Por P. Fernando Pascual
Reconocemos la terrible realidad del infierno cuando nos damos cuenta de que es un fracaso del amor.
Cada ser humano ha sido creado por amor y para amar. Su sentido profundo se comprende desde esa vocación a amar que nos define.
El pecado rompe el amor, implica egoísmo, provoca injusticias, ofende a Dios y al hermano.
Dios ofrece la misericordia para curar nuestro pecado y permitir que el amor sea de nuevo el centro de nuestras vidas.
Cuando un alma se cierra continuamente al amor, cuando desprecia la misericordia, cuando opta por la autoafirmación a cualquier precio, queda expuesta al terrible daño del infierno.

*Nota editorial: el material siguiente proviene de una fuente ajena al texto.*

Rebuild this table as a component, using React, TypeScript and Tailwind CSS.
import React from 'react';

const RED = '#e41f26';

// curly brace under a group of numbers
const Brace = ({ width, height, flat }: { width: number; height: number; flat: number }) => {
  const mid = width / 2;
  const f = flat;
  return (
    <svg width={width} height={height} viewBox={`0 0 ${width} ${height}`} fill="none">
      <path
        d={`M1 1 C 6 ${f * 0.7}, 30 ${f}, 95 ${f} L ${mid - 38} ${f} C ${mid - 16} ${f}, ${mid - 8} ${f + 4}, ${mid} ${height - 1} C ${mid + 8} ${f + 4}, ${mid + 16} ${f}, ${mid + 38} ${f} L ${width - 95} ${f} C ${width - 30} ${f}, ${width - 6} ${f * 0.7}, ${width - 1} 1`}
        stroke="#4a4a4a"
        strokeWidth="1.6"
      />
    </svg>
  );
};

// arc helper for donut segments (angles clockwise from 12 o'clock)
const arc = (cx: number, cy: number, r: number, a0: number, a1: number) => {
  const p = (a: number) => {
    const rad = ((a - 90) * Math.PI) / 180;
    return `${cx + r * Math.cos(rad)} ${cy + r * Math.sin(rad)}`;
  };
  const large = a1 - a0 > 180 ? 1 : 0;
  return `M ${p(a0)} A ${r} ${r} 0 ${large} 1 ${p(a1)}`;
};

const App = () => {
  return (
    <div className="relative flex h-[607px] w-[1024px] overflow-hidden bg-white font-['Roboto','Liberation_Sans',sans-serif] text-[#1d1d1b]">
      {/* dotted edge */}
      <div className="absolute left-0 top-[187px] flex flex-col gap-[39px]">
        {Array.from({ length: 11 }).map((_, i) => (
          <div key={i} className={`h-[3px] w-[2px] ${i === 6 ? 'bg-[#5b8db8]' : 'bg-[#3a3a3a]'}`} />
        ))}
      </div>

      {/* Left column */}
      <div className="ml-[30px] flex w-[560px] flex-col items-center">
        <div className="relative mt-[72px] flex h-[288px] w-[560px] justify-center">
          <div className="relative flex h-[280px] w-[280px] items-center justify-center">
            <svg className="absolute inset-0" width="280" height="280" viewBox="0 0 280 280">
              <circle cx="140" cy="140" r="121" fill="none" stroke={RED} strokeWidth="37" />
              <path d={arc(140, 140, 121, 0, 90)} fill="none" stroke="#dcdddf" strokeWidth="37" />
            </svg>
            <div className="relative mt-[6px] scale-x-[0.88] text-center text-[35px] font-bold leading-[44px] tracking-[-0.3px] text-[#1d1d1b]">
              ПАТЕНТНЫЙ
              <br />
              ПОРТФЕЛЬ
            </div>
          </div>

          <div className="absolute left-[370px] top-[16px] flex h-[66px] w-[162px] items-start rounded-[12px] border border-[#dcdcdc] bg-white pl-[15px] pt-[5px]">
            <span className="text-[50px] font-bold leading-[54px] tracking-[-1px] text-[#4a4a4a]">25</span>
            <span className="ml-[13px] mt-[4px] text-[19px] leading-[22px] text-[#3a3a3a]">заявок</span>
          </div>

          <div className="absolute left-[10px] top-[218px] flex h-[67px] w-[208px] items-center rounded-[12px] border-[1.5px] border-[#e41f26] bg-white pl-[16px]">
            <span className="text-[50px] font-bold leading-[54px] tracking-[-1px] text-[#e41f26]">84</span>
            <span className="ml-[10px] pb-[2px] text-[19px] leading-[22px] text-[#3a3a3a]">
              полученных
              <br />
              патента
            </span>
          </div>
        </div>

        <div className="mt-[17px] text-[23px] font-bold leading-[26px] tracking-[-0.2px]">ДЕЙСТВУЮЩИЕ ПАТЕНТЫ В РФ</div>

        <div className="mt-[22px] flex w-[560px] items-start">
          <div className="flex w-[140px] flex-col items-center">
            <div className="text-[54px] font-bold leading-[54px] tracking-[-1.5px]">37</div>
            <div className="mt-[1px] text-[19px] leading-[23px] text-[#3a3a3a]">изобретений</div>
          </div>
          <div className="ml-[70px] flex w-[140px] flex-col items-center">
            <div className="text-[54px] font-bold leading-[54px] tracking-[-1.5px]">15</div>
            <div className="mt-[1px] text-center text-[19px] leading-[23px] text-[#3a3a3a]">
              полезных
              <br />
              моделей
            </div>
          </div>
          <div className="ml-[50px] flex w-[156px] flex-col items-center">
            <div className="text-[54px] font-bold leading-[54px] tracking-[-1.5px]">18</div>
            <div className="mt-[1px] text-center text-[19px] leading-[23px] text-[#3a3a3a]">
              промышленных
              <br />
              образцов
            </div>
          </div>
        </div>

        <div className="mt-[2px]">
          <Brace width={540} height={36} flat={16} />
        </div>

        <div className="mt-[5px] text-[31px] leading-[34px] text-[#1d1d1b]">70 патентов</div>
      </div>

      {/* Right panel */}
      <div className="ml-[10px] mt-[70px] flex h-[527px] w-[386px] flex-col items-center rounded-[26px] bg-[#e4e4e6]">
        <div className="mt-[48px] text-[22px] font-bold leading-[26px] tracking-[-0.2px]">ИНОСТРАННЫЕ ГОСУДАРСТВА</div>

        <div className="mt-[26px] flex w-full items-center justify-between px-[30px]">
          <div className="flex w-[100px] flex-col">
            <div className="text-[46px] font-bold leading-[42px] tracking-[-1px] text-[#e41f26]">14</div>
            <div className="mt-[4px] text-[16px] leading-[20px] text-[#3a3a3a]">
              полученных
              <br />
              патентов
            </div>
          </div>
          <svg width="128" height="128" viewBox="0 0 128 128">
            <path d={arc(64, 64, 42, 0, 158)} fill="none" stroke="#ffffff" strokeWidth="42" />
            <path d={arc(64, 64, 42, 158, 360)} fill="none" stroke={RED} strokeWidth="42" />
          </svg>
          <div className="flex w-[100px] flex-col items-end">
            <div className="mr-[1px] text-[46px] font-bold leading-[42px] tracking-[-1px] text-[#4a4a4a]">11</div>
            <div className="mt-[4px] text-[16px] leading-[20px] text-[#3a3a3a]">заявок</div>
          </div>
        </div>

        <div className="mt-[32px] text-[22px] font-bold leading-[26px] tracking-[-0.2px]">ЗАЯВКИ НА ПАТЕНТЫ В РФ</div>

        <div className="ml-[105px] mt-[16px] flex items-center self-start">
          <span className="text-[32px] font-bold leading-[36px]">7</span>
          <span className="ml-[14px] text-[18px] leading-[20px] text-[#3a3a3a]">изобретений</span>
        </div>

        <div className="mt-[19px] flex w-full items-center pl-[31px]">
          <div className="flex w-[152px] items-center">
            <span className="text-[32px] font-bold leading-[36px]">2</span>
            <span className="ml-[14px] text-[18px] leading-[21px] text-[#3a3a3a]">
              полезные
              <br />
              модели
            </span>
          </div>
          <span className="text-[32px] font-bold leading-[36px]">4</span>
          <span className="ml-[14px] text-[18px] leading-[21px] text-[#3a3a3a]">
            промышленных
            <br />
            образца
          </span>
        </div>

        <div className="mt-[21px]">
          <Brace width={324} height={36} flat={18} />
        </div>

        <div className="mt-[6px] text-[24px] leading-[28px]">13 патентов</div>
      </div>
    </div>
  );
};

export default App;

Porque el infierno consiste precisamente en fijar, de modo definitivo, a un ser humano en su falta de amor. Así lo explica el Catecismo de la Iglesia Católica (n. 1034):
“Morir en pecado mortal sin estar arrepentidos ni acoger el amor misericordioso de Dios, significa permanecer separados de Él para siempre por nuestra propia y libre elección. Este estado de autoexclusión definitiva de la comunión con Dios y con los bienaventurados es lo que se designa con la palabra infierno”.
El infierno implica sufrimientos en el cuerpo y el alma. Pero el mayor sufrimiento consiste en la imposibilidad de recuperar la vocación al amor.

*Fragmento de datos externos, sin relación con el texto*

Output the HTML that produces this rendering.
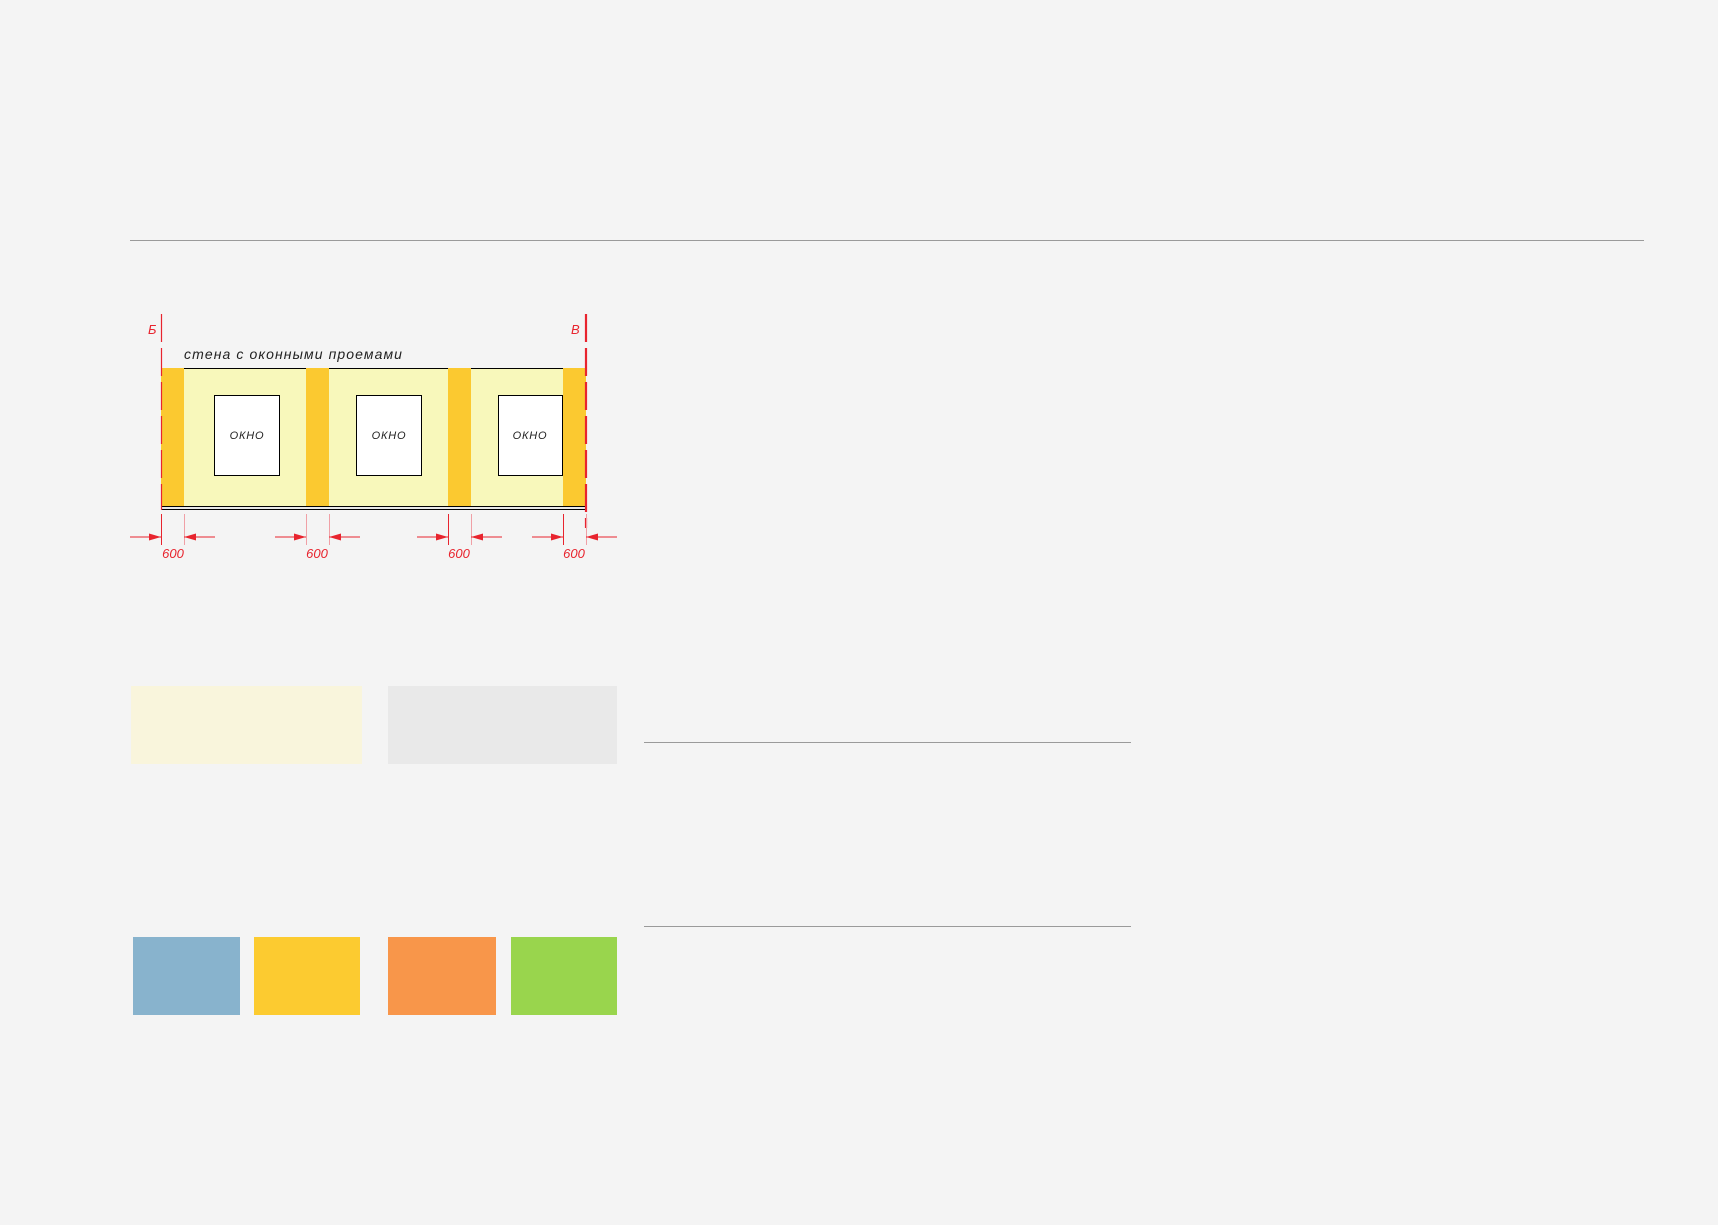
<!DOCTYPE html>
<html><head><meta charset="utf-8"><style>
html,body{margin:0;padding:0;background:#f4f4f4;width:1718px;height:1225px;overflow:hidden;position:relative;font-family:"Liberation Sans",sans-serif}
.a{position:absolute}
.ln{position:absolute;height:1px;background:#9a9a9a}
</style></head><body>
<div class="ln" style="left:130px;top:240px;width:1514px"></div>
<div class="ln" style="left:644px;top:742px;width:487px"></div>
<div class="ln" style="left:644px;top:926px;width:487px"></div>

<div class="a" style="left:131px;top:686px;width:231px;height:78px;background:#f9f5dc"></div>
<div class="a" style="left:388px;top:686px;width:229px;height:78px;background:#e9e9e9"></div>

<div class="a" style="left:133px;top:937px;width:107px;height:78px;background:#88b3cd"></div>
<div class="a" style="left:254px;top:937px;width:106px;height:78px;background:#fccb30"></div>
<div class="a" style="left:388px;top:937px;width:108px;height:78px;background:#f8964a"></div>
<div class="a" style="left:511px;top:937px;width:106px;height:78px;background:#99d54d"></div>

<svg class="a" style="left:0;top:0" width="1718" height="1225" xmlns="http://www.w3.org/2000/svg">
<rect x="161" y="368" width="425" height="138" fill="#f8f8bb"/>
<line x1="184" y1="368.5" x2="586" y2="368.5" stroke="#000" stroke-width="1"/>
<g fill="#fbc930">
<rect x="161" y="368" width="23" height="138"/>
<rect x="306" y="368" width="23" height="138"/>
<rect x="448" y="368" width="23" height="138"/>
<rect x="563" y="368" width="23" height="138"/>
</g>
<rect x="161.5" y="506.5" width="425" height="3" fill="#e8e8e8" stroke="#000" stroke-width="1"/>
<g fill="#fff" stroke="#000" stroke-width="1">
<rect x="214.5" y="395.5" width="65" height="80"/>
<rect x="356.5" y="395.5" width="65" height="80"/>
<rect x="498.5" y="395.5" width="64" height="80"/>
</g>
<g font-size="11" fill="#222" text-anchor="middle" font-style="italic" letter-spacing="0.8">
<text x="247" y="439">ОКНО</text>
<text x="389" y="439">ОКНО</text>
<text x="530" y="439">ОКНО</text>
</g>
<text x="184" y="359" font-size="14" font-style="italic" fill="#222" letter-spacing="1.1">стена с оконными проемами</text>
<line x1="161.5" y1="314" x2="161.5" y2="510" stroke="#e8242e" stroke-width="1.2" stroke-dasharray="28,6"/>
<line x1="586" y1="314" x2="586" y2="528" stroke="#e8242e" stroke-width="2.2" stroke-dasharray="28,6"/>
<text x="148" y="334" font-size="13" font-style="italic" fill="#e8242e">Б</text>
<text x="571" y="334" font-size="13" font-style="italic" fill="#e8242e">В</text>
<g stroke="#e8242e" stroke-width="1">
<line x1="161.5" y1="514" x2="161.5" y2="545"/><line x1="184.5" y1="514" x2="184.5" y2="545" stroke="#f0a0a6"/>
<line x1="306.5" y1="514" x2="306.5" y2="545" stroke="#f0a0a6"/><line x1="329.5" y1="514" x2="329.5" y2="545" stroke="#f0a0a6"/>
<line x1="448.5" y1="514" x2="448.5" y2="545"/><line x1="471.5" y1="514" x2="471.5" y2="545" stroke="#f0a0a6"/>
<line x1="563.5" y1="514" x2="563.5" y2="545"/><line x1="586.5" y1="514" x2="586.5" y2="545" stroke="#f0a0a6"/>
<line x1="130" y1="537" x2="161" y2="537"/><line x1="184" y1="537" x2="215" y2="537"/>
<line x1="275" y1="537" x2="306" y2="537"/><line x1="329" y1="537" x2="360" y2="537"/>
<line x1="417" y1="537" x2="448" y2="537"/><line x1="471" y1="537" x2="502" y2="537"/>
<line x1="532" y1="537" x2="563" y2="537"/><line x1="586" y1="537" x2="617" y2="537"/>
</g>
<g fill="#e8242e">
<path d="M161 537 l-12 -3.5 v7z"/><path d="M184 537 l12 -3.5 v7z"/>
<path d="M306 537 l-12 -3.5 v7z"/><path d="M329 537 l12 -3.5 v7z"/>
<path d="M448 537 l-12 -3.5 v7z"/><path d="M471 537 l12 -3.5 v7z"/>
<path d="M563 537 l-12 -3.5 v7z"/><path d="M586 537 l12 -3.5 v7z"/>
</g>
<g font-size="13" font-style="italic" fill="#e8242e" text-anchor="middle">
<text x="173" y="558">600</text><text x="317" y="558">600</text>
<text x="459" y="558">600</text><text x="574" y="558">600</text>
</g>
</svg>
</body></html>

Hoy se habla poco del infierno. Sin embargo, una sana catequesis sobre esa posibilidad que nos amenaza a todos puede ayudar a muchos a tomar conciencia del momento presente y a acoger la misericordia divina.
De este modo, las advertencias de Cristo sobre este tema (entre otros muchos pasajes, podemos releer Mt 25) serán un estímulo para odiar el pecado, que nos aparta de Dios y abre la posibilidad del infierno, y para escoger el camino de la plenitud, que consiste en amarle a Él y amar a cada uno de nuestros hermanos.